She said her client was addicted to methamphetamine and thought at the time he had been implanted with electronic fibres that monitored his movements as part of a Government anti-gang strategy.
He had a firearm with him to shoot down drones, Ms Maxwell Scott said.
Two West Auckland-based police officers were at Waitakere Hospital in Henderson dealing with an unrelated matter in October last year when the gunman pulled up in the ambulance bay at the emergency department.
Schuster got out of the car brandishing the single-barrel pump-action shotgun.
"The defendant has walked around the (empty) police patrol vehicle and fired three shots into it from different angles," court documents said.
"These shots have shattered the front passenger window, sprayed the vehicle exterior with dents and holes, and caused a large hole in the metal boot."
More than a dozen members of the public in a nearby waiting room were in direct line of any stray shotgun rounds, the summary of facts said.
Two constables left the hospital and saw what had happened.
One distracted Schuster while another retrieved a firearm from the car and he was arrested at gunpoint shortly afterwards.
He first came to police attention earlier that afternoon when he went to his brother's house in Glenfield and fired two shots inside.
After shooting at the television and wall, he threatened the occupants with the shotgun and bizarrely asked a female resident, who was in bed at the time, to Google "PHD and world population".

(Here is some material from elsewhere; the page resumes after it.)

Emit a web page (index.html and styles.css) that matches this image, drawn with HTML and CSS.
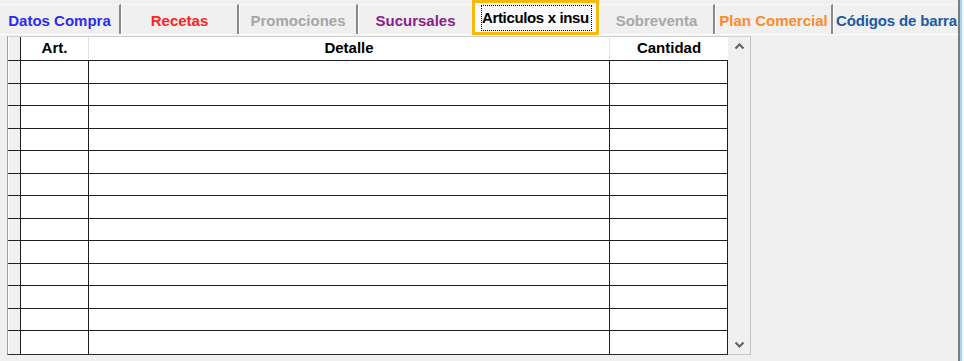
FILE: index.html
```html
<!DOCTYPE html>
<html>
<head>
    <meta charset="utf-8">
    <title>Artículos x insumo</title>
    <link rel="stylesheet" href="styles.css">
</head>
<body>
    <div class="window">
        <div class="page">
            <div class="tabs">
                <div class="tab tab-datos">Datos Compra</div>
                <div class="tab tab-recetas">Recetas</div>
                <div class="tab tab-promo">Promociones</div>
                <div class="tab tab-sucursales">Sucursales</div>
                <div class="tab tab-active"><span class="focus">Articulos x insu</span></div>
                <div class="tab tab-sobreventa">Sobreventa</div>
                <div class="tab tab-plan">Plan Comercial</div>
                <div class="tab tab-codigos">Códigos de barra</div>
            </div>

            <div class="grid-wrap">
                <div class="grid">
                    <div class="hrow">
                        <div class="rh"></div>
                        <div class="hc">Art.</div>
                        <div class="hc">Detalle</div>
                        <div class="hc">Cantidad</div>
                    </div>
                    <div class="row"><div class="rh"></div><div class="c"></div><div class="c"></div><div class="c"></div></div>
                    <div class="row"><div class="rh"></div><div class="c"></div><div class="c"></div><div class="c"></div></div>
                    <div class="row"><div class="rh"></div><div class="c"></div><div class="c"></div><div class="c"></div></div>
                    <div class="row"><div class="rh"></div><div class="c"></div><div class="c"></div><div class="c"></div></div>
                    <div class="row"><div class="rh"></div><div class="c"></div><div class="c"></div><div class="c"></div></div>
                    <div class="row"><div class="rh"></div><div class="c"></div><div class="c"></div><div class="c"></div></div>
                    <div class="row"><div class="rh"></div><div class="c"></div><div class="c"></div><div class="c"></div></div>
                    <div class="row"><div class="rh"></div><div class="c"></div><div class="c"></div><div class="c"></div></div>
                    <div class="row"><div class="rh"></div><div class="c"></div><div class="c"></div><div class="c"></div></div>
                    <div class="row"><div class="rh"></div><div class="c"></div><div class="c"></div><div class="c"></div></div>
                    <div class="row"><div class="rh"></div><div class="c"></div><div class="c"></div><div class="c"></div></div>
                    <div class="row"><div class="rh"></div><div class="c"></div><div class="c"></div><div class="c"></div></div>
                    <div class="row"><div class="rh"></div><div class="c"></div><div class="c"></div><div class="c"></div></div>
                </div>
                <div class="scrollbar">
                    <svg class="arrow" width="11" height="7" viewBox="0 0 11 7">
                        <path d="M1.5 5.5 L5.5 1.5 L9.5 5.5" fill="none" stroke="#606060" stroke-width="2"/>
                    </svg>
                    <svg class="arrow" width="11" height="7" viewBox="0 0 11 7">
                        <path d="M1.5 1.5 L5.5 5.5 L9.5 1.5" fill="none" stroke="#606060" stroke-width="2"/>
                    </svg>
                </div>
            </div>
        </div>
        <div class="edge"></div>
    </div>
</body>
</html>
```

FILE: styles.css
```css
body {
    margin: 0;
    background: #f0f0f0;
    font-family: 'Liberation Sans', Arial, sans-serif;
    font-size: 15px;
    font-weight: bold;
}

.window {
    display: flex;
    height: 361px;
    overflow: hidden;
}

.page {
    width: 958px;
    flex: 0 0 958px;
    overflow: hidden;
}

.edge {
    flex: 1;
    border-left: 2px solid #7c7c7c;
    box-shadow: inset 2px 0 0 #a9d3ef;
    background: #f4f4f4;
}

/* tabs */
.tabs {
    display: flex;
    align-items: flex-start;
    height: 35px;
    border-bottom: 1px solid #ffffff;
    box-sizing: border-box;
    white-space: nowrap;
}

.tab {
    box-sizing: border-box;
    height: 30px;
    margin-top: 4px;
    padding-top: 1px;
    display: flex;
    align-items: center;
    justify-content: center;
    border-top: 1px solid #f8f8f8;
    border-left: 1px solid #ffffff;
    border-right: 2px solid #8a8a8a;
    flex: 0 0 auto;
    overflow: hidden;
}

.tab-datos { width: 121px; color: #2b2bf2; border-left: none; }
.tab-recetas { width: 118px; color: #ff2222; }
.tab-promo { width: 119px; color: #a6a6a6; }
.tab-sucursales { width: 114px; color: #8c1e8c; border-right: none; }
.tab-sobreventa { width: 116px; color: #a8a8a8; }
.tab-plan { width: 118px; color: #ff8a28; }
.tab-codigos { width: 126px; color: #1d5aa6; justify-content: flex-start; padding-left: 2px; border-right: none; letter-spacing: -0.15px; }

.tab-active {
    width: 127px;
    height: 35px;
    margin-top: 0;
    padding-top: 0;
    border: 3px solid #f8b908;
    background: #fafafa;
    color: #000;
    justify-content: flex-start;
    padding-left: 6px;
}

.focus {
    display: block;
    width: 111px;
    border: 1px dotted #000;
    padding: 4px 0 4px 0;
    box-sizing: border-box;
    line-height: 16px;
    letter-spacing: -0.35px;
}

/* grid */
.grid-wrap {
    display: flex;
    margin: 1px 0 0 7px;
    width: 744px;
}

.grid {
    border-left: 1px solid #a0a0a0;
    border-top: 1px solid #d0d0d0;
    border-bottom: 1px solid #2a2a2a;
}

.hrow,
.row {
    display: grid;
    grid-template-columns: 13px 68px 521px 118px;
    box-sizing: border-box;
}

.hrow {
    height: 24px;
    border-bottom: 1px solid #1e1e1e;
}

.row {
    height: 22.5px;
    border-bottom: 1px solid #1e1e1e;
}

.row:last-child {
    border-bottom: none;
}

.rh {
    background: #f0f0f0;
    box-shadow: inset 1px 0 0 #ffffff;
    border-right: 1px solid #1e1e1e;
}

.hc {
    background: #ffffff;
    border-right: 1px solid #e2e2e2;
    color: #000;
    text-align: center;
    line-height: 22px;
}

.hc:last-child {
    border-right: none;
}

.c {
    background: #ffffff;
    border-right: 1px solid #1e1e1e;
}

.scrollbar {
    width: 23px;
    box-sizing: border-box;
    border-top: 1px solid #d0d0d0;
    border-right: 1px solid #c4c4c4;
    border-bottom: 1px solid #c4c4c4;
    background: #f0f0f0;
    display: flex;
    flex-direction: column;
    justify-content: space-between;
    align-items: center;
    padding: 6px 0 6px 0;
}

.arrow {
    display: block;
}
```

He thought they were all Government agents, Ms Maxwell Scott explained.
"One of the flatmates worked in fibre optics industry, so it all fell into place with his delusion," she said.
Schuster eventually left for the hospital in a car taken from the address.
His lawyer said the former butcher had begun using meth after the breakdown of a long-term relationship.
"As he became more addicted he became more paranoid and before he knew it he was out of control," Ms Maxwell Scott said.
"He's determined never to go anywhere near that drug again."